Rz. 18

Von der Nichtübertragbarkeit des Verlustabzugs auf Dritte ließen Rspr. und Finanzverwaltung eine Ausnahme in Fällen der Gesamtrechtsnachfolge zu. Der Erbe konnte einen in der Person des Erblassers entstandenen Verlust, der bei diesem nicht ausgeglichen und auch nicht nach § 10d EStG abgezogen werden konnte oder sollte (vgl. zum Wahlrecht Rz. 45), im Vz des Erblassers bei der Ermittlung seines Gesamtbetrags der Einkünfte abziehen, soweit der Erblasser den Verlust noch hätte geltend machen können und soweit der Erbe den Verlust wirtschaftlich trägt.[1]

Dies wurde damit begründet, dass der Erbe vollen Umfangs in die Rechtsposition des Erblassers eintrete (§ 1922 BGB, § 45 AO)[2], wonach Erbe und Erblasser gedanklich eine Person bilden). Diese Auffassung der Rspr. ist zunehmend strittig geworden und hat zu einer weiteren Divergenzanfrage des XI. Senats geführt. Nachdem sowohl der I. als auch der VIII. Senat einer Abweichung nicht zugestimmt haben[3], hat der anfragende XI Senat mit der Absicht der Rechtsprechungsänderung den Großen Senat angerufen.[4]

 

Rz. 19

Der Große Senat hat mit Beschluss v. 17.12.2007[5] die Vererblichkeit des Verlustabzugs endgültig verneint, wenn der Erbe den Verlust wirtschaftlich nicht getragen hat. Aus Vertrauensschutzgründen gilt dies erst für Todesfälle ab dem 13.3.2007 (Tag nach der Veröffentlichung des Beschlusses). Der Große Senat begründet seine Entscheidung mit der Personenbezogenheit der ESt, die eine Übertragung der Leistungsfähigkeit auf andere Personen und die Geltendmachung von Drittaufwand ausschließt. Der Übergang der Verluste kann weder auf zivilrechtliche noch auf steuerrechtliche Prinzipien, insbesondere nicht auf § 1922 BGB, § 45 AO gestützt werden. Die persönliche Steuerpflicht erstreckt sich auf die Lebenszeit einer Person, sie endet mit deren Tod. Erblasser und Erbe sind verschiedene Rechtssubjekte, denen ihre Einkünfte nach Maßgabe des objektiven und subjektiven Nettoprinzips jeweils getrennt zugerechnet werden.[6] Die Finanzverwaltung wendet die neue Rspr. erst nach Ablauf des Tags der Veröffentlichung der Entscheidung im BStBl an.[7] Den Verlust zu tragen bzw. durch ihn wirtschaftlich belastet zu sein, bedeutet nicht, dass es allein darauf ankommt, ob der Erbe rechtlich für Schulden des Erblassers in Anspruch genommen werden kann. Der Erbe muss vielmehr aufgrund der Verluste des Erblassers wirtschaftlich in seiner Einkommens- oder Vermögenssphäre belastet sein. Eine wirtschaftliche Belastung liegt nicht vor, wenn dem Erben aufgrund eines Verlustes des Erblassers lediglich ein geringes Vermögen zufällt.[8]

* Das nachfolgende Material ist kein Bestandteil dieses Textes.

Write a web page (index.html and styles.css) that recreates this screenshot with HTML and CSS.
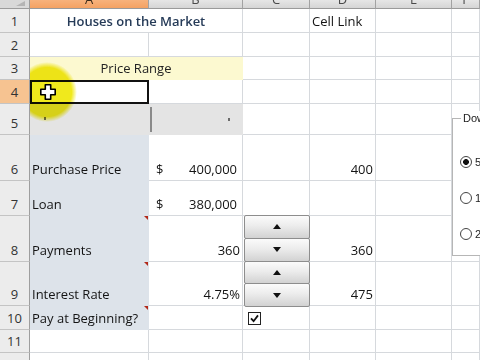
FILE: index.html
```html
<!DOCTYPE html>
<html lang="en">
<head>
  <meta charset="UTF-8">
  <title>Houses on the Market</title>
  <link rel="stylesheet" href="styles.css">
</head>
<body>
  <div class="sheet">
    <!-- column headers, cut off at the top -->
    <div class="row hdr">
      <div class="corner"><span class="tri"></span></div>
      <div class="ch ca on"><span>A</span></div>
      <div class="ch cb"><span>B</span></div>
      <div class="ch cc"><span>C</span></div>
      <div class="ch cd"><span>D</span></div>
      <div class="ch ce"><span>E</span></div>
      <div class="ch cf"><span>F</span></div>
    </div>
    <div class="row r1">
      <div class="rh">1</div>
      <div class="c cab center title">Houses on the Market</div>
      <div class="c cc"></div>
      <div class="c cd">Cell Link</div>
      <div class="c ce"></div>
      <div class="c cf"></div>
    </div>
    <div class="row r2">
      <div class="rh">2</div>
      <div class="c ca"></div>
      <div class="c cb"></div>
      <div class="c cc"></div>
      <div class="c cd"></div>
      <div class="c ce"></div>
      <div class="c cf"></div>
    </div>
    <div class="row r3">
      <div class="rh">3</div>
      <div class="c cab center yellow">Price Range</div>
      <div class="c cc"></div>
      <div class="c cd"></div>
      <div class="c ce"></div>
      <div class="c cf"></div>
    </div>
    <div class="row r4">
      <div class="rh on">4</div>
      <div class="c ca selected"></div>
      <div class="c cb"></div>
      <div class="c cc"></div>
      <div class="c cd"></div>
      <div class="c ce"></div>
      <div class="c cf"></div>
    </div>
    <div class="row r5">
      <div class="rh">5</div>
      <div class="c ca gray"><i class="tick left-tick"></i></div>
      <div class="c cb gray slider"><i class="bar"></i><i class="tick right-tick"></i></div>
      <div class="c cc"></div>
      <div class="c cd"></div>
      <div class="c ce"></div>
      <div class="c cf"></div>
    </div>
    <div class="row r6">
      <div class="rh">6</div>
      <div class="c ca blue">Purchase Price</div>
      <div class="c cb acct"><span>$</span><span>400,000</span></div>
      <div class="c cc"></div>
      <div class="c cd num">400</div>
      <div class="c ce"></div>
      <div class="c cf"></div>
    </div>
    <div class="row r7">
      <div class="rh">7</div>
      <div class="c ca blue">Loan</div>
      <div class="c cb acct"><span>$</span><span>380,000</span></div>
      <div class="c cc"></div>
      <div class="c cd"></div>
      <div class="c ce"></div>
      <div class="c cf"></div>
    </div>
    <div class="row r8">
      <div class="rh">8</div>
      <div class="c ca blue note">Payments</div>
      <div class="c cb num">360</div>
      <div class="c cc holder">
        <div class="spin">
          <div class="btn"><i class="up"></i></div>
          <div class="btn"><i class="down"></i></div>
          <div class="btn"><i class="up"></i></div>
          <div class="btn"><i class="down"></i></div>
        </div>
      </div>
      <div class="c cd num">360</div>
      <div class="c ce"></div>
      <div class="c cf"></div>
    </div>
    <div class="row r9">
      <div class="rh">9</div>
      <div class="c ca blue note">Interest Rate</div>
      <div class="c cb num">4.75%</div>
      <div class="c cc"></div>
      <div class="c cd num">475</div>
      <div class="c ce"></div>
      <div class="c cf"></div>
    </div>
    <div class="row r10">
      <div class="rh">10</div>
      <div class="c ca blue note">Pay at Beginning?</div>
      <div class="c cb"></div>
      <div class="c cc check">
        <svg width="13" height="13" viewBox="0 0 13 13">
          <rect x="0.5" y="0.5" width="12" height="12" fill="#fff" stroke="#222"/>
          <path d="M3 6.3 L5.6 9.2 L10 3.4" fill="none" stroke="#111" stroke-width="1.8"/>
        </svg>
      </div>
      <div class="c cd"></div>
      <div class="c ce"></div>
      <div class="c cf"></div>
    </div>
    <div class="row r11">
      <div class="rh">11</div>
      <div class="c ca"></div>
      <div class="c cb"></div>
      <div class="c cc"></div>
      <div class="c cd"></div>
      <div class="c ce"></div>
      <div class="c cf"></div>
    </div>
    <div class="row r12">
      <div class="rh">12</div>
      <div class="c ca"></div>
      <div class="c cb"></div>
      <div class="c cc"></div>
      <div class="c cd"></div>
      <div class="c ce"></div>
      <div class="c cf"></div>
    </div>

    <!-- floating option group -->
    <div class="group">
      <span class="legend">Down Payment</span>
      <div class="opt"><span class="radio on"></span>5%</div>
      <div class="opt"><span class="radio"></span>10%</div>
      <div class="opt"><span class="radio"></span>20%</div>
    </div>

    <!-- pointer highlight -->
    <div class="spot"></div>
    <svg class="cursor" width="16" height="16" viewBox="0 0 16 16">
      <path d="M5.3 0.8h5.4v4.5h4.5v5.4h-4.5v4.5h-5.4v-4.5h-4.5v-5.4h4.5z" fill="#fff" stroke="#000" stroke-width="1.6" stroke-linejoin="round"/>
    </svg>
  </div>
</body>
</html>
```

FILE: styles.css
```css
* { margin: 0; padding: 0; box-sizing: border-box; }
body {
  font-family: "Open Sans", "Liberation Sans", sans-serif;
  font-size: 13px;
  color: #141414;
  background: #fff;
  overflow: hidden;
}
.sheet {
  position: relative;
  width: 480px;
  height: 360px;
  overflow: hidden;
}
.row { display: flex; }
.hdr { height: 9px; }
.r1, .r2, .r4, .r10 { height: 24px; }
.r3, .r11, .r12 { height: 23px; }
.r5 { height: 31px; }
.r6, .r8 { height: 46px; }
.r7 { height: 35px; }
.r9 { height: 44px; }

/* column widths */
.ca { width: 119px; }
.cb { width: 94px; }
.cc { width: 67px; }
.cd { width: 66px; }
.ce { width: 76px; }
.cf { flex: 1; }
.cab { width: 213px; }

/* headers */
.corner {
  width: 30px;
  flex: none;
  background: #d9d9d9;
  border-right: 1px solid #9c9c9c;
  border-bottom: 1px solid #9c9c9c;
  display: flex;
  justify-content: flex-end;
  align-items: flex-end;
  padding: 0 4px 2px 0;
}
.tri {
  border-left: 9px solid transparent;
  border-bottom: 5px solid #b4b4b4;
}
.ch {
  flex: none;
  background: linear-gradient(#e6e6e6, #d5d5d5);
  border-right: 1px solid #a2a2a2;
  border-bottom: 1px solid #9a9a9a;
  display: flex;
  justify-content: center;
  align-items: flex-end;
  color: #4a4a4a;
}
.ch.cf { flex: 1; }
.ch span { line-height: 14px; margin-bottom: 2px; }
.ch.on { background: linear-gradient(#f7b27c, #f4a263); color: #3a2a1a; }
.rh {
  width: 30px;
  flex: none;
  position: relative;
  z-index: 3;
  background: #ececec;
  border-right: 1px solid #9e9e9e;
  border-bottom: 1px solid #c4c4c4;
  display: flex;
  justify-content: center;
  align-items: flex-end;
  padding-bottom: 2px;
  line-height: 18px;
  color: #333;
}
.rh.on { background: #f6c391; }

/* cells */
.c {
  flex: none;
  position: relative;
  border-right: 1px solid #d6d9dd;
  border-bottom: 1px solid #d6d9dd;
  display: flex;
  align-items: flex-end;
  padding: 0 2px 2px;
  line-height: 18px;
  white-space: nowrap;
}
.c.cf { flex: 1; }
.center { justify-content: center; }
.num { justify-content: flex-end; }
.acct { justify-content: space-between; padding: 0 5px 2px 7px; }
.title { color: #263b58; font-weight: 600; }
.yellow { background: #fcf9d0; border-color: transparent; color: #222; }
.blue { background: #dde3ea; border-color: transparent; }
.gray { background: #e4e4e4; border-color: transparent; align-items: center; }
.selected { border: 2px solid #111; }
.note::after {
  content: "";
  position: absolute;
  top: 0;
  right: 0;
  border-top: 4px solid #b22a1a;
  border-left: 4px solid transparent;
}

/* row 5 slider bits */
.tick { display: block; width: 2px; height: 3px; background: #6b6b6b; }
.left-tick { margin-left: 12px; }
.slider { padding: 0; }
.bar {
  display: block;
  width: 2px;
  height: 25px;
  margin-left: 1px;
  background: #8a8a8a;
}
.right-tick { margin-left: auto; margin-right: 12px; }

/* spinners */
.holder { overflow: visible; }
.spin {
  position: absolute;
  top: -1px;
  left: 1px;
  width: 66px;
  height: 92px;
  z-index: 2;
  display: flex;
  flex-direction: column;
}
.btn {
  flex: 1;
  border: 1px solid #8d8d8d;
  border-radius: 2px;
  background: linear-gradient(#fbfbfb, #ececec 45%, #d2d2d2);
  display: flex;
  justify-content: center;
  align-items: center;
}
.btn + .btn { margin-top: -1px; }
.up {
  border-left: 4px solid transparent;
  border-right: 4px solid transparent;
  border-bottom: 5px solid #111;
}
.down {
  border-left: 4px solid transparent;
  border-right: 4px solid transparent;
  border-top: 5px solid #111;
}
.check { align-items: center; padding: 1px 0 0 5px; }
.check svg { display: block; }

/* option group */
.group {
  position: absolute;
  left: 452px;
  top: 118px;
  width: 120px;
  height: 138px;
  z-index: 2;
  background: #fff;
  border: 1px solid #b6b6b6;
  padding: 37px 0 0 7px;
  display: flex;
  flex-direction: column;
  gap: 24px;
  font-family: "Liberation Sans", sans-serif;
  font-size: 11px;
  color: #222;
}
.legend {
  position: absolute;
  top: -8px;
  left: 8px;
  padding: 0 2px;
  background: #fff;
  line-height: 14px;
}
.opt { display: flex; align-items: center; gap: 3px; line-height: 12px; }
.radio {
  width: 12px;
  height: 12px;
  border: 1px solid #444;
  border-radius: 50%;
  background: #fff;
}
.radio.on { background: radial-gradient(circle, #111 0 2.6px, #fff 3.2px); }

/* pointer highlight */
.spot {
  position: absolute;
  left: 17px;
  top: 62px;
  width: 60px;
  height: 60px;
  border-radius: 50%;
  z-index: 2;
  background: radial-gradient(closest-side, #f0e91c 82%, rgba(240, 233, 28, 0) 100%);
  mix-blend-mode: multiply;
}
.cursor {
  position: absolute;
  left: 40px;
  top: 84px;
  z-index: 4;
}
```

Etwa anderes gilt zu KiSt-Zahlungen des Erben auf von ihm gezahlte ESt für Einkünfte des Erblassers. Diese Zahlungen kann der Erbe als Sonderausgaben abziehen.[9]

Grundsätzlich kommen Billigkeitsmaßnahmen nach §§ 163, 227 AO nicht in Betracht.[10]

 

Rz. 20

M. E. ist der Entscheidung des GrS mit dem Az. GrS 2/04 vollen Umfangs beizupflichten. Sie entspricht der an dieser Stelle langjährig vertretenen Auffassung.